According to Bologna Agreement, the Grade in Pharmacy has been implemented during the course 2010/2011 in the Faculty of Pharmacy (Complutense University). In the second semester of the first year, our department teaches an obligatory subject: Analytical Chemistry I. We have applied an Innovative Educational Project entitled “Theory to Practice: acquiring the knowledge, capabilities, and applications of Analytical Chemistry in Pharmaceutical Sciences” in three groups of Analytical Chemistry I. The new educational methodology was applied into two groups, while the third one was taken as a control group.
The main objective of this project was the achievement of the motivation of students measured by the continuous attendance to the course along the full semester (>85%), the development of a critical sense during a fruitful discussion classroom, the home-work (more than 75% of the students have made more than the 50% of the proposed exercises), the becoming of the relevance of the Analytical Chemistry (75% of the students have made works about the application of the Analytical Chemistry in Pharmaceutical Sciences), and the resolution of real problems in the laboratory previously resolved theoretically as home-work by the students, what serves as an auto-evaluation for the students (75% of the students have made the tutorage practices in the laboratory), because they can check how they are progressing in the acquisition of the knowledge and the capabilities of Analytical Chemistry.
The achievement of this objective produced two notable consequences. The former was the motivation of the University teachers, fed back by the high motivation showed of the students. The latter was the successful marks obtained with regard to the control group.

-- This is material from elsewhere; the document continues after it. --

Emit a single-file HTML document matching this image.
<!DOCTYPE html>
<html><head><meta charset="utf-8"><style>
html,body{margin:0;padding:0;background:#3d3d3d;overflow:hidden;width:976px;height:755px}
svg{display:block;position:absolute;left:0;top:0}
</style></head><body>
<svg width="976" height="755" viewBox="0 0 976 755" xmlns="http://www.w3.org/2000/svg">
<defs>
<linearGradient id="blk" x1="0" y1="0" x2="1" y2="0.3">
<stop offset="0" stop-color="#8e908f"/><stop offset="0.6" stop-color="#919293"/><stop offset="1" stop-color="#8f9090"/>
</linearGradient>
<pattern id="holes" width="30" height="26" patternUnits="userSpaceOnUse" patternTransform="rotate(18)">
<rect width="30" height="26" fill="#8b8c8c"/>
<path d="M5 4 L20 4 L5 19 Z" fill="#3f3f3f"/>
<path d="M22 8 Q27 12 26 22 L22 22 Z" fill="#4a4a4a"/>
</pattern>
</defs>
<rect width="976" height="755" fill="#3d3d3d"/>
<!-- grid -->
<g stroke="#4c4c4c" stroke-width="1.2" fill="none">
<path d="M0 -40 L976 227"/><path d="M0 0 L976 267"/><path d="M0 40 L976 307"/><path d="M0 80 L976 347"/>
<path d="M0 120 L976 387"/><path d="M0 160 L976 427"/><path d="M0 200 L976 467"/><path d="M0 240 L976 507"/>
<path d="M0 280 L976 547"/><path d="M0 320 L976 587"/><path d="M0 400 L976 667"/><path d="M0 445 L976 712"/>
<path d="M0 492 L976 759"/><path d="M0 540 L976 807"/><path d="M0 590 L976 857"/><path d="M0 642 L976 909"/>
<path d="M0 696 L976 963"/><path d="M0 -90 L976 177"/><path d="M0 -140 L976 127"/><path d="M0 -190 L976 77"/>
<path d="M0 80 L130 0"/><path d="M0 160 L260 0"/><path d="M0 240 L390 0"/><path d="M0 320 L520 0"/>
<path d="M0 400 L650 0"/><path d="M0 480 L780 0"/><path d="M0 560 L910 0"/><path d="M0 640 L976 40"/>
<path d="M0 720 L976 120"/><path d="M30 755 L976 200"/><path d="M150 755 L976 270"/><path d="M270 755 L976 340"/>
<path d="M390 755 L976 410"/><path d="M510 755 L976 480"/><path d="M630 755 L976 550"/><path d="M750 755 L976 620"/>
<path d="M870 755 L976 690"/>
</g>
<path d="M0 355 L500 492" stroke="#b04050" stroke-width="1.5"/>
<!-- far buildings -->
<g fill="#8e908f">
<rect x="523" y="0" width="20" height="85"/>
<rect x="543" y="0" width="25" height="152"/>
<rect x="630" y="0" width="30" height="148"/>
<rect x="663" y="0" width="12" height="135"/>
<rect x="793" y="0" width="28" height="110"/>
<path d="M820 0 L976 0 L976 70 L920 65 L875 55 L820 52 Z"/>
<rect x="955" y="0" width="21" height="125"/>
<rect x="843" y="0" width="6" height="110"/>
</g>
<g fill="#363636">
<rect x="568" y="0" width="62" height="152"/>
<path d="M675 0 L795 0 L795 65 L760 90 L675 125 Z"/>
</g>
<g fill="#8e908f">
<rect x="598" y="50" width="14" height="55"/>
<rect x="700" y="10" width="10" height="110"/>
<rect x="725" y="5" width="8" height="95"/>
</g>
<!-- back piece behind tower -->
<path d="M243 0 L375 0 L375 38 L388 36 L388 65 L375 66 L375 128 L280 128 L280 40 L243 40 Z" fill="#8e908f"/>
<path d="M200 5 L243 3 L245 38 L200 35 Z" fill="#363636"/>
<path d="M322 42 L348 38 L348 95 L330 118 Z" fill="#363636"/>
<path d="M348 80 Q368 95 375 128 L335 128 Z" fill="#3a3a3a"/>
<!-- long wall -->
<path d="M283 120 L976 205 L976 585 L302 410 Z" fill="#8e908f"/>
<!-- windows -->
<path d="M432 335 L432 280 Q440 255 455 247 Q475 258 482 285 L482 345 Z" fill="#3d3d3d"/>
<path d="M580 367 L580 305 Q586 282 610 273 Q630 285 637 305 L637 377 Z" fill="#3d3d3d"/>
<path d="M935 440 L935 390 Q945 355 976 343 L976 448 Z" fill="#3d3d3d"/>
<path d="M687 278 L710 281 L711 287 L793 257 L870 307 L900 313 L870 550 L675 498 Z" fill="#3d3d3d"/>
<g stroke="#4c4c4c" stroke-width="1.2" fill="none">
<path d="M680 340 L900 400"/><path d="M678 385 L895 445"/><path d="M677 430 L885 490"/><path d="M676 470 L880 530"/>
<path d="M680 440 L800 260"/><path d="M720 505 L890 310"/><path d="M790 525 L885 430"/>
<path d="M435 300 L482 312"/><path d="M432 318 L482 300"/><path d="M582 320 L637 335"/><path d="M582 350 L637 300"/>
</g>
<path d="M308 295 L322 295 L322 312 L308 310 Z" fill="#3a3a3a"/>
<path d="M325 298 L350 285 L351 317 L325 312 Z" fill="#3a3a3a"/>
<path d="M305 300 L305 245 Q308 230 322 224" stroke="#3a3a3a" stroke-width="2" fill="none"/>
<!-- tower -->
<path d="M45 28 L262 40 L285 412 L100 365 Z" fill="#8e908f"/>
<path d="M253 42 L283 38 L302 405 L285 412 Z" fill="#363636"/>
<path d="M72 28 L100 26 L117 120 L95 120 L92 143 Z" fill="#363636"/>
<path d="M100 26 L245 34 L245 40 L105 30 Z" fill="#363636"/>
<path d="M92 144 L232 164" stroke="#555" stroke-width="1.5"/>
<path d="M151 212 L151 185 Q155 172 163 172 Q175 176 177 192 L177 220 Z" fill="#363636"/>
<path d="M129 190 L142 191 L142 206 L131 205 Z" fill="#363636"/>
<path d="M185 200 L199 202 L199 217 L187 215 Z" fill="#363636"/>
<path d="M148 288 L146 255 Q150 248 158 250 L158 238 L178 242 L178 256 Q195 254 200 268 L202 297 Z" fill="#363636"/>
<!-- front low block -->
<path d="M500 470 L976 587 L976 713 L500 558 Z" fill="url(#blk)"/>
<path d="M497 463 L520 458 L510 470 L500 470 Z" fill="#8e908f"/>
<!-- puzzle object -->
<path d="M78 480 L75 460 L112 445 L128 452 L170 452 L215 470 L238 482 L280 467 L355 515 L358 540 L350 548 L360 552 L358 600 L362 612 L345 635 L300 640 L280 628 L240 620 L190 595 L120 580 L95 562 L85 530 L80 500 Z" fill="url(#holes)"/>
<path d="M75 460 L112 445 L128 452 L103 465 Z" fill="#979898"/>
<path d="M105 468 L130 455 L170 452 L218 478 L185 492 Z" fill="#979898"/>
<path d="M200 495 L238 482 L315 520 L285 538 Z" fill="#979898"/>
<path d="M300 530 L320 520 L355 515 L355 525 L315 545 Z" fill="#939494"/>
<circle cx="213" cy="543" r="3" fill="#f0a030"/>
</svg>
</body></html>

At the end of the course a survey was distributed to the students containing many queries and questions regarding to their degree of satisfaction about this new educational methodology applied. A statistical study of the surveys answered by the students showed a very high degree of satisfaction.Keywords:
European Harmonization, tutorial activities, auto-evaluation, undergraduate Analytical Chemistry.